JEFFREY BROWN: And on the other side, what are you afraid of in terms of regulation? What would be lost if we start looking more closely at these -- at this data collection and transfer?
ADAM THIERER: If we spend all our time living in fear of hypothetical worst-case scenarios and basing public policy upon them, then best-case scenarios will never come about.
We have to understand that there's going to be a certain need for a certain amount of social adaptation and changing privacy expectations about these new devices in our lives, because all these devices will be interconnected, have sensors, cameras, and will be part of our lives from a very young age.
We do need to talk to people and to developers both about understanding good data practices, good data hygiene, if you will, and proper and improper uses of these technologies. And that is a conversation we are going to need to continue to have.
JEFFREY BROWN: How much do you sense -- I will ask both of you, but start with you, Jules -- the consumer awareness or even a backlash now, fueled in part by some of the NSA revelations we heard at the beginning of the program? How much do you sense that there is a backlash of concern over privacy?
JULES POLONETSKY: Well, certainly, Target's sales were down over the holiday because of the big public awareness over their data breach.
Clearly, people have some sense of unease sometimes when they are on the Internet. Should they clear cookies? Who is tracking them? We don't want that unease when it comes to driving a car, when it comes to your house. I think we need to do better in the Internet of things at making sure people feel empowered by the way that data is being used, that they are sure that it is being used for them, as opposed to companies doing things to them.
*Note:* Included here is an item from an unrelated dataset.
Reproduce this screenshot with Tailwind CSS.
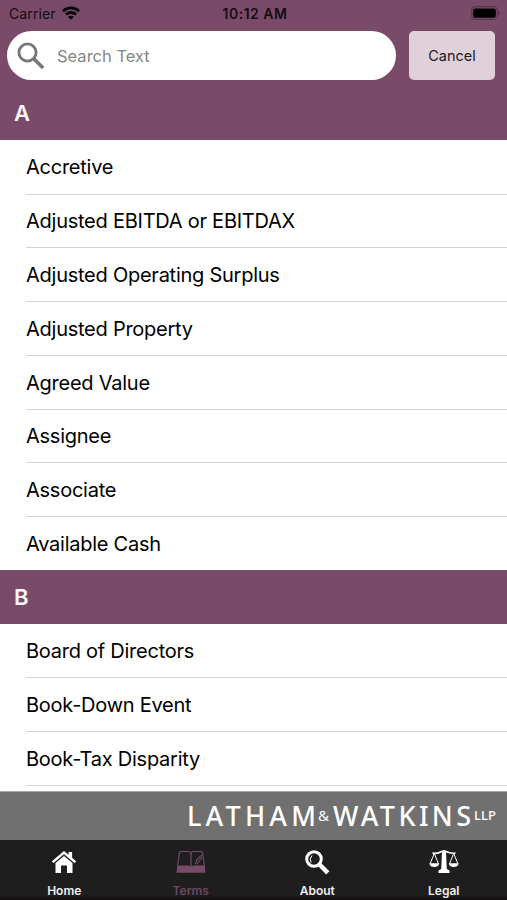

So, I don't think we have seen a backlash yet. I think the NSA revelations have forced a lot of people to think a little bit harder. We have seen the increase in the number of people who use privacy tools or private search engines. But I think the big questions are still in front of us. And if companies are going to want to be intimate with us, they are going to need to be transparent with us.
JEFFREY BROWN: Adam Thierer?
ADAM THIERER: Well, we need to understand that privacy is a very subjective value, and that some people will be very sensitive about it, others not so much.
What we need to do is, we need to provide diverse tools to a diverse citizenry. We need to make sure that people who are highly privacy-sensitive have tools at their disposal, and they have many today that can block certain types of tracking technologies or location awareness technologies or whatever else, and that other people are willing, if they are willing to, can trade off their privacy in exchange for more convenience, better services, cheaper goods, whatever it may be.
JEFFREY BROWN: Some of that is going to put more on the consumer though, right?
ADAM THIERER: It will, but it also needs to be developers who need to be thinking about this. And we need to talk to them about the ethics in this regard.
JEFFREY BROWN: All right, continuing discussion.
Adam Thierer, Jules Polonetsky, thank you both very much.
ADAM THIERER: Thank you.
JULES POLONETSKY: Thanks for having us.